DATA:
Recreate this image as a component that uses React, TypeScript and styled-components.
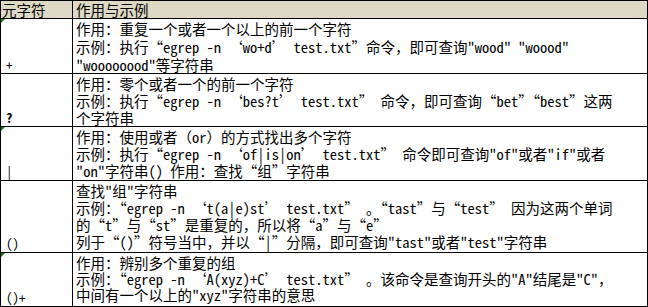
import React from 'react';
import styled, { createGlobalStyle } from 'styled-components';

const GlobalStyle = createGlobalStyle`
  html, body {
    margin: 0;
    padding: 0;
    background: #ffffff;
  }

  body {
    font-family: "Noto Sans Mono CJK SC", "Noto Sans CJK SC", "Liberation Mono", monospace;
    color: #000000;
  }
`

type Row = {
  sym: string;
  bold?: boolean;
  flag?: boolean;
  height: number;
  step: number;
  lines: string[];
};

const rows: Row[] = [
  {
    sym: '+',
    flag: true,
    height: 54,
    step: 18,
    lines: [
      '作用：重复一个或者一个以上的前一个字符',
      '示例：执行“egrep -n ‘wo+d’ test.txt”命令，即可查询"wood" "woood"',
      '"woooooood"等字符串',
    ],
  },
  {
    sym: '?',
    bold: true,
    height: 52,
    step: 17,
    lines: [
      '作用：零个或者一个的前一个字符',
      '示例：执行“egrep -n ‘bes?t’ test.txt” 命令，即可查询“bet”“best”这两',
      '个字符串',
    ],
  },
  {
    sym: '|',
    flag: true,
    height: 53,
    step: 17,
    lines: [
      '作用：使用或者（or）的方式找出多个字符',
      '示例：执行“egrep -n ‘of|is|on’ test.txt” 命令即可查询"of"或者"if"或者',
      '"on"字符串() 作用：查找“组”字符串',
    ],
  },
  {
    sym: '()',
    height: 71,
    step: 17,
    lines: [
      '查找"组"字符串',
      '示例：“egrep -n ‘t(a|e)st’ test.txt” 。“tast”与“test” 因为这两个单词',
      '的“t”与“st”是重复的，所以将“a”与“e”',
      '列于“()”符号当中，并以“|”分隔，即可查询"tast"或者"test"字符串',
    ],
  },
  {
    sym: '()+',
    flag: true,
    height: 53,
    step: 16,
    lines: [
      '作用：辨别多个重复的组',
      '示例：“egrep -n ‘A(xyz)+C’ test.txt” 。该命令是查询开头的"A"结尾是"C"，',
      '中间有一个以上的"xyz"字符串的意思',
    ],
  },
];

export default function App() {
  return (
    <>
      <GlobalStyle />
      <Sheet>
        <colgroup>
          <col style={{ width: 72 }} />
          <col />
        </colgroup>
        <thead>
          <tr>
            <HeadCell>元字符</HeadCell>
            <HeadCell $wide>作用与示例</HeadCell>
          </tr>
        </thead>
        <tbody>
          {rows.map((r) => (
            <tr key={r.sym}>
              <SymCell>
                <SymBox $height={r.height}>
                  {r.flag && <Flag />}
                  <Sym $bold={r.bold}>{r.sym}</Sym>
                </SymBox>
              </SymCell>
              <TextCell>
                <TextBox $height={r.height}>
                  {r.lines.map((l, i) => (
                    <Line key={i} $step={r.step}>
                      {l}
                    </Line>
                  ))}
                </TextBox>
              </TextCell>
            </tr>
          ))}
        </tbody>
      </Sheet>
    </>
  );
}

const Sheet = styled.table`
  width: 648px;
  border-collapse: collapse;
  table-layout: fixed;
  font-size: 14.5px;
  line-height: 17px;
`

const HeadCell = styled.th<{ $wide?: boolean }>`
  height: 17px;
  border: 1px solid #000000;
  background: #ddd9c4;
  padding: 0 0 0 ${({ $wide }) => ($wide ? '3px' : '1px')};
  text-align: left;
  font-weight: normal;
  vertical-align: middle;
  white-space: nowrap;
  overflow: hidden;
`

const SymCell = styled.td`
  border: 1px solid #000000;
  padding: 0;
  vertical-align: top;
`

const SymBox = styled.div<{ $height: number }>`
  position: relative;
  height: ${({ $height }) => $height}px;
  display: flex;
  align-items: flex-end;
  padding-left: 5px;
  overflow: hidden;
`

// little green corner marker, as the spreadsheet shows on some cells
const Flag = styled.span`
  position: absolute;
  top: 0;
  left: 0;
  width: 0;
  height: 0;
  border-top: 4px solid #008000;
  border-right: 4px solid transparent;
`

const Sym = styled.span<{ $bold?: boolean }>`
  font-size: 13px;
  line-height: 17px;
  font-weight: ${({ $bold }) => ($bold ? 'bold' : 'normal')};
`

const TextCell = styled.td`
  border: 1px solid #000000;
  padding: 0;
  vertical-align: top;
`

const TextBox = styled.div<{ $height: number }>`
  height: ${({ $height }) => $height}px;
  padding: 1px 0 0 3px;
  box-sizing: border-box;
  white-space: pre;
  overflow: hidden;
`

const Line = styled.div<{ $step: number }>`
  height: ${({ $step }) => $step}px;
  line-height: 17px;
`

GIVEN REQUEST: Every line of the data above should be quoted exactly. Omit the pictures.

WRITTEN ANSWER:
Recreate this image as a component that uses React, TypeScript and styled-components.
import React from 'react';
import styled, { createGlobalStyle } from 'styled-components';

const GlobalStyle = createGlobalStyle`
  html, body {
    margin: 0;
    padding: 0;
    background: #ffffff;
  }

  body {
    font-family: "Noto Sans Mono CJK SC", "Noto Sans CJK SC", "Liberation Mono", monospace;
    color: #000000;
  }
`

type Row = {
  sym: string;
  bold?: boolean;
  flag?: boolean;
  height: number;
  step: number;
  lines: string[];
};

const rows: Row[] = [
  {
    sym: '+',
    flag: true,
    height: 54,
    step: 18,
    lines: [
      '作用：重复一个或者一个以上的前一个字符',
      '示例：执行“egrep -n ‘wo+d’ test.txt”命令，即可查询"wood" "woood"',
      '"woooooood"等字符串',
    ],
  },
  {
    sym: '?',
    bold: true,
    height: 52,
    step: 17,
    lines: [
      '作用：零个或者一个的前一个字符',
      '示例：执行“egrep -n ‘bes?t’ test.txt” 命令，即可查询“bet”“best”这两',
      '个字符串',
    ],
  },
  {
    sym: '|',
    flag: true,
    height: 53,
    step: 17,
    lines: [
      '作用：使用或者（or）的方式找出多个字符',
      '示例：执行“egrep -n ‘of|is|on’ test.txt” 命令即可查询"of"或者"if"或者',
      '"on"字符串() 作用：查找“组”字符串',
    ],
  },
  {
    sym: '()',
    height: 71,
    step: 17,
    lines: [
      '查找"组"字符串',
      '示例：“egrep -n ‘t(a|e)st’ test.txt” 。“tast”与“test” 因为这两个单词',
      '的“t”与“st”是重复的，所以将“a”与“e”',
      '列于“()”符号当中，并以“|”分隔，即可查询"tast"或者"test"字符串',
    ],
  },
  {
    sym: '()+',
    flag: true,
    height: 53,
    step: 16,
    lines: [
      '作用：辨别多个重复的组',
      '示例：“egrep -n ‘A(xyz)+C’ test.txt” 。该命令是查询开头的"A"结尾是"C"，',
      '中间有一个以上的"xyz"字符串的意思',
    ],
  },
];

export default function App() {
  return (
    <>
      <GlobalStyle />
      <Sheet>
        <colgroup>
          <col style={{ width: 72 }} />
          <col />
        </colgroup>
        <thead>
          <tr>
            <HeadCell>元字符</HeadCell>
            <HeadCell $wide>作用与示例</HeadCell>
          </tr>
        </thead>
        <tbody>
          {rows.map((r) => (
            <tr key={r.sym}>
              <SymCell>
                <SymBox $height={r.height}>
                  {r.flag && <Flag />}
                  <Sym $bold={r.bold}>{r.sym}</Sym>
                </SymBox>
              </SymCell>
              <TextCell>
                <TextBox $height={r.height}>
                  {r.lines.map((l, i) => (
                    <Line key={i} $step={r.step}>
                      {l}
                    </Line>
                  ))}
                </TextBox>
              </TextCell>
            </tr>
          ))}
        </tbody>
      </Sheet>
    </>
  );
}

const Sheet = styled.table`
  width: 648px;
  border-collapse: collapse;
  table-layout: fixed;
  font-size: 14.5px;
  line-height: 17px;
`

const HeadCell = styled.th<{ $wide?: boolean }>`
  height: 17px;
  border: 1px solid #000000;
  background: #ddd9c4;
  padding: 0 0 0 ${({ $wide }) => ($wide ? '3px' : '1px')};
  text-align: left;
  font-weight: normal;
  vertical-align: middle;
  white-space: nowrap;
  overflow: hidden;
`

const SymCell = styled.td`
  border: 1px solid #000000;
  padding: 0;
  vertical-align: top;
`

const SymBox = styled.div<{ $height: number }>`
  position: relative;
  height: ${({ $height }) => $height}px;
  display: flex;
  align-items: flex-end;
  padding-left: 5px;
  overflow: hidden;
`

// little green corner marker, as the spreadsheet shows on some cells
const Flag = styled.span`
  position: absolute;
  top: 0;
  left: 0;
  width: 0;
  height: 0;
  border-top: 4px solid #008000;
  border-right: 4px solid transparent;
`

const Sym = styled.span<{ $bold?: boolean }>`
  font-size: 13px;
  line-height: 17px;
  font-weight: ${({ $bold }) => ($bold ? 'bold' : 'normal')};
`

const TextCell = styled.td`
  border: 1px solid #000000;
  padding: 0;
  vertical-align: top;
`

const TextBox = styled.div<{ $height: number }>`
  height: ${({ $height }) => $height}px;
  padding: 1px 0 0 3px;
  box-sizing: border-box;
  white-space: pre;
  overflow: hidden;
`

const Line = styled.div<{ $step: number }>`
  height: ${({ $step }) => $step}px;
  line-height: 17px;
`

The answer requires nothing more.